Directive:
Skip the pictures. Reproduce all other material exactly.
## BEGIN
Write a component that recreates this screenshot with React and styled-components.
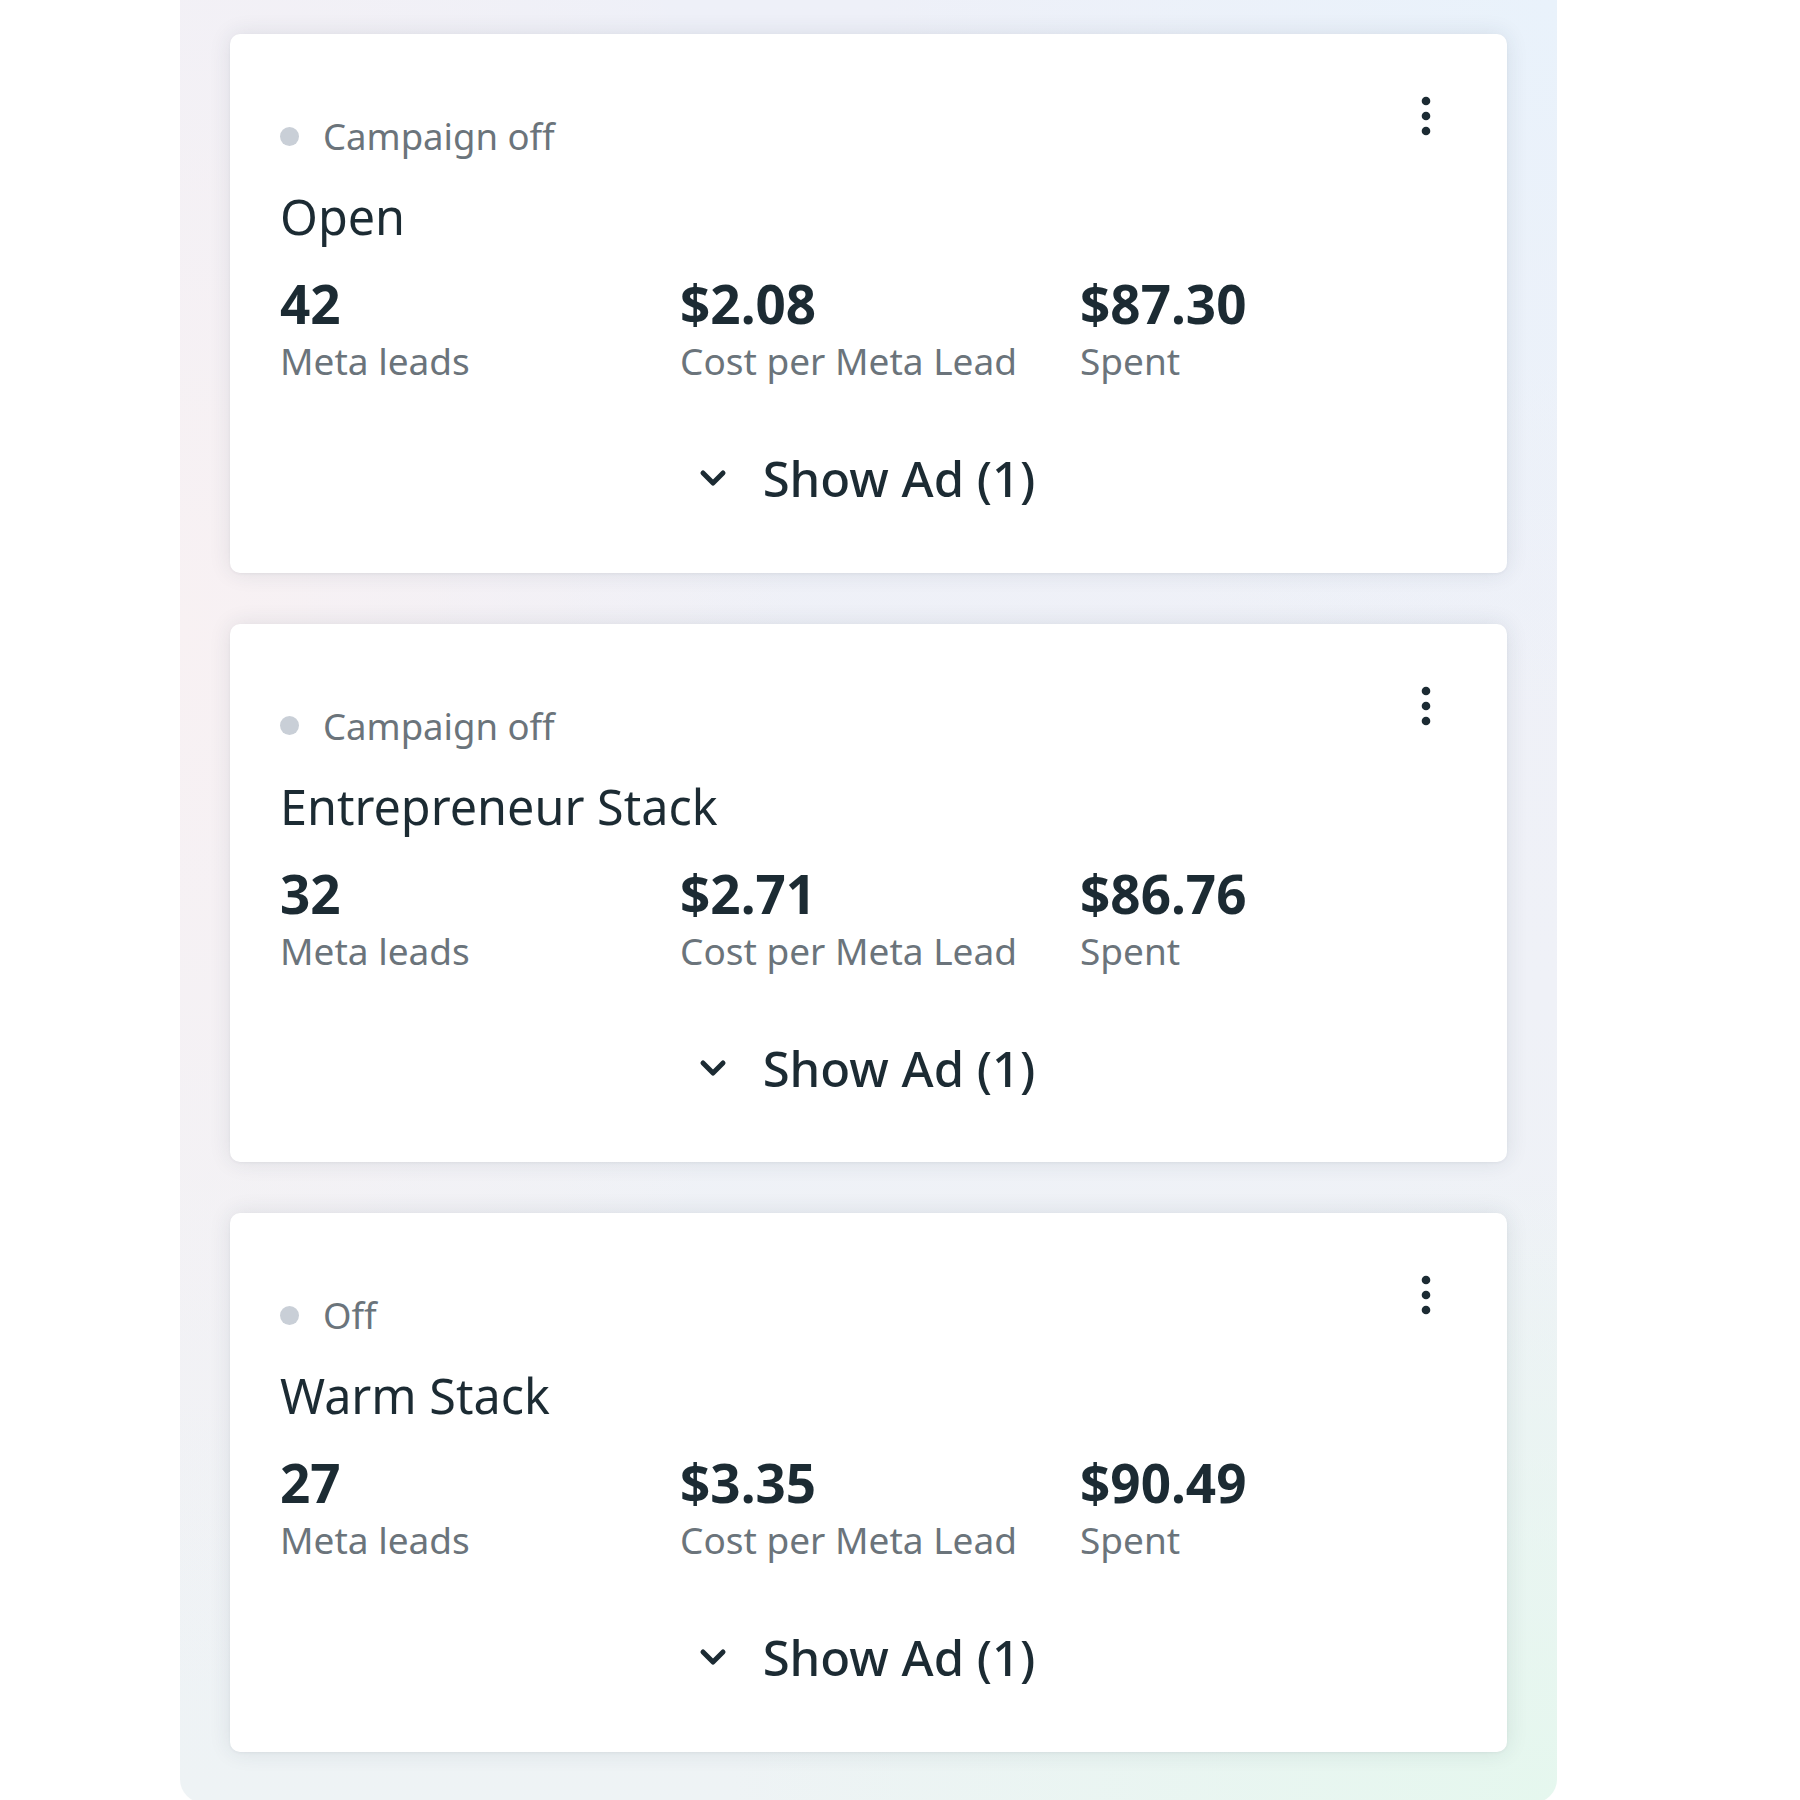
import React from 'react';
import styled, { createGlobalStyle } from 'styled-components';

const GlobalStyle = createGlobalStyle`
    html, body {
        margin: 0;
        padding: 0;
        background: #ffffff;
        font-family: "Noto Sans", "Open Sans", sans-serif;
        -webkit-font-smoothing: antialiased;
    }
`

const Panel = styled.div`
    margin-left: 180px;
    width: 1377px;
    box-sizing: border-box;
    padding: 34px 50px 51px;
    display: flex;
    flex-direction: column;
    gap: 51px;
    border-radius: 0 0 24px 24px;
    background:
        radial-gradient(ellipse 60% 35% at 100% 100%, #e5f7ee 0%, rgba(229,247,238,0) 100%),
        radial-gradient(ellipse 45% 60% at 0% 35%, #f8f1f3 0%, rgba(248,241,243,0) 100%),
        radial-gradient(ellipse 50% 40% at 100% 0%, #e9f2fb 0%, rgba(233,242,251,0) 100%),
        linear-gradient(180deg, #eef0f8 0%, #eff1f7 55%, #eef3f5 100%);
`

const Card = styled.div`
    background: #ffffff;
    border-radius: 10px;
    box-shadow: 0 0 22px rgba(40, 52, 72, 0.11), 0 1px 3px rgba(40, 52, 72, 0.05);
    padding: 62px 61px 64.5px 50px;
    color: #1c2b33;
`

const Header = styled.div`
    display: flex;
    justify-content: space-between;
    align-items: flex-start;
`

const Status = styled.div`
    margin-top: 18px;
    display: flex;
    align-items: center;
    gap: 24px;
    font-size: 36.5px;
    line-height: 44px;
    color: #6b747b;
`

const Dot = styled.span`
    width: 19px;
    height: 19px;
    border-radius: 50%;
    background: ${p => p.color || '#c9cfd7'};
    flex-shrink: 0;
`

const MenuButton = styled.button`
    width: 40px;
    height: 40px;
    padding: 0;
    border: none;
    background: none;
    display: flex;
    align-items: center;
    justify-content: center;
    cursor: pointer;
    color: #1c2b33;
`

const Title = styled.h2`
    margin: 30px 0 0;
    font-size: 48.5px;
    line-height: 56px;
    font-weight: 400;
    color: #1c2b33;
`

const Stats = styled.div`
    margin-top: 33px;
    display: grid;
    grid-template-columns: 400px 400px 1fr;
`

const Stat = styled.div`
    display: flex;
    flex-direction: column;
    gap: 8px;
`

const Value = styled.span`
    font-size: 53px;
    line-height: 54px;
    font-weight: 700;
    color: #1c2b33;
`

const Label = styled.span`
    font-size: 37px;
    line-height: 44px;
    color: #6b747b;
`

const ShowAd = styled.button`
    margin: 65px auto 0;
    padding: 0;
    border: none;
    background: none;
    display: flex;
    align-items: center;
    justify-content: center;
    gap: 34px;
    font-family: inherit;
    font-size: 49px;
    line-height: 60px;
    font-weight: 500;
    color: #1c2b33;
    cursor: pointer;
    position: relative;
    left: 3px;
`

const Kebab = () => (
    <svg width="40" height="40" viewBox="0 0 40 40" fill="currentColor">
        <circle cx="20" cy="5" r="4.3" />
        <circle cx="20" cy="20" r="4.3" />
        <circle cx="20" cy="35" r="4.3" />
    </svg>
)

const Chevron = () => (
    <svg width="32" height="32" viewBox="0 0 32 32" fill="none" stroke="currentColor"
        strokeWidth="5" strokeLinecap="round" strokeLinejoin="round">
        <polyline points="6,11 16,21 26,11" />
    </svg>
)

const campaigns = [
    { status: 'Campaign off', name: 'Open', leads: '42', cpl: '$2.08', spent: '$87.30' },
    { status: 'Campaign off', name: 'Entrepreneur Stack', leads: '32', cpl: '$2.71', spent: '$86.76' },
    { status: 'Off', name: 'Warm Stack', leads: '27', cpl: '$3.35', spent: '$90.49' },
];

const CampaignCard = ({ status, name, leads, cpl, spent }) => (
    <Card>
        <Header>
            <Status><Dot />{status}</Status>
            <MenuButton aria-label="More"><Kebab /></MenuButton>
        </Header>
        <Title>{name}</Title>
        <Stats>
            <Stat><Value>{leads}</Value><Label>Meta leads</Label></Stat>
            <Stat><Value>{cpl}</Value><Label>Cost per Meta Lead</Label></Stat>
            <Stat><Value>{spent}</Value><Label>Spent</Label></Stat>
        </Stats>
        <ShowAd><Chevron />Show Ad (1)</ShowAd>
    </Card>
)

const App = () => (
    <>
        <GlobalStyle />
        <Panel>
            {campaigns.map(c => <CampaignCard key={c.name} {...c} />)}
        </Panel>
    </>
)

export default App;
## END
The output:
Write a component that recreates this screenshot with React and styled-components.
import React from 'react';
import styled, { createGlobalStyle } from 'styled-components';

const GlobalStyle = createGlobalStyle`
    html, body {
        margin: 0;
        padding: 0;
        background: #ffffff;
        font-family: "Noto Sans", "Open Sans", sans-serif;
        -webkit-font-smoothing: antialiased;
    }
`

const Panel = styled.div`
    margin-left: 180px;
    width: 1377px;
    box-sizing: border-box;
    padding: 34px 50px 51px;
    display: flex;
    flex-direction: column;
    gap: 51px;
    border-radius: 0 0 24px 24px;
    background:
        radial-gradient(ellipse 60% 35% at 100% 100%, #e5f7ee 0%, rgba(229,247,238,0) 100%),
        radial-gradient(ellipse 45% 60% at 0% 35%, #f8f1f3 0%, rgba(248,241,243,0) 100%),
        radial-gradient(ellipse 50% 40% at 100% 0%, #e9f2fb 0%, rgba(233,242,251,0) 100%),
        linear-gradient(180deg, #eef0f8 0%, #eff1f7 55%, #eef3f5 100%);
`

const Card = styled.div`
    background: #ffffff;
    border-radius: 10px;
    box-shadow: 0 0 22px rgba(40, 52, 72, 0.11), 0 1px 3px rgba(40, 52, 72, 0.05);
    padding: 62px 61px 64.5px 50px;
    color: #1c2b33;
`

const Header = styled.div`
    display: flex;
    justify-content: space-between;
    align-items: flex-start;
`

const Status = styled.div`
    margin-top: 18px;
    display: flex;
    align-items: center;
    gap: 24px;
    font-size: 36.5px;
    line-height: 44px;
    color: #6b747b;
`

const Dot = styled.span`
    width: 19px;
    height: 19px;
    border-radius: 50%;
    background: ${p => p.color || '#c9cfd7'};
    flex-shrink: 0;
`

const MenuButton = styled.button`
    width: 40px;
    height: 40px;
    padding: 0;
    border: none;
    background: none;
    display: flex;
    align-items: center;
    justify-content: center;
    cursor: pointer;
    color: #1c2b33;
`

const Title = styled.h2`
    margin: 30px 0 0;
    font-size: 48.5px;
    line-height: 56px;
    font-weight: 400;
    color: #1c2b33;
`

const Stats = styled.div`
    margin-top: 33px;
    display: grid;
    grid-template-columns: 400px 400px 1fr;
`

const Stat = styled.div`
    display: flex;
    flex-direction: column;
    gap: 8px;
`

const Value = styled.span`
    font-size: 53px;
    line-height: 54px;
    font-weight: 700;
    color: #1c2b33;
`

const Label = styled.span`
    font-size: 37px;
    line-height: 44px;
    color: #6b747b;
`

const ShowAd = styled.button`
    margin: 65px auto 0;
    padding: 0;
    border: none;
    background: none;
    display: flex;
    align-items: center;
    justify-content: center;
    gap: 34px;
    font-family: inherit;
    font-size: 49px;
    line-height: 60px;
    font-weight: 500;
    color: #1c2b33;
    cursor: pointer;
    position: relative;
    left: 3px;
`

const Kebab = () => (
    <svg width="40" height="40" viewBox="0 0 40 40" fill="currentColor">
        <circle cx="20" cy="5" r="4.3" />
        <circle cx="20" cy="20" r="4.3" />
        <circle cx="20" cy="35" r="4.3" />
    </svg>
)

const Chevron = () => (
    <svg width="32" height="32" viewBox="0 0 32 32" fill="none" stroke="currentColor"
        strokeWidth="5" strokeLinecap="round" strokeLinejoin="round">
        <polyline points="6,11 16,21 26,11" />
    </svg>
)

const campaigns = [
    { status: 'Campaign off', name: 'Open', leads: '42', cpl: '$2.08', spent: '$87.30' },
    { status: 'Campaign off', name: 'Entrepreneur Stack', leads: '32', cpl: '$2.71', spent: '$86.76' },
    { status: 'Off', name: 'Warm Stack', leads: '27', cpl: '$3.35', spent: '$90.49' },
];

const CampaignCard = ({ status, name, leads, cpl, spent }) => (
    <Card>
        <Header>
            <Status><Dot />{status}</Status>
            <MenuButton aria-label="More"><Kebab /></MenuButton>
        </Header>
        <Title>{name}</Title>
        <Stats>
            <Stat><Value>{leads}</Value><Label>Meta leads</Label></Stat>
            <Stat><Value>{cpl}</Value><Label>Cost per Meta Lead</Label></Stat>
            <Stat><Value>{spent}</Value><Label>Spent</Label></Stat>
        </Stats>
        <ShowAd><Chevron />Show Ad (1)</ShowAd>
    </Card>
)

const App = () => (
    <>
        <GlobalStyle />
        <Panel>
            {campaigns.map(c => <CampaignCard key={c.name} {...c} />)}
        </Panel>
    </>
)

export default App;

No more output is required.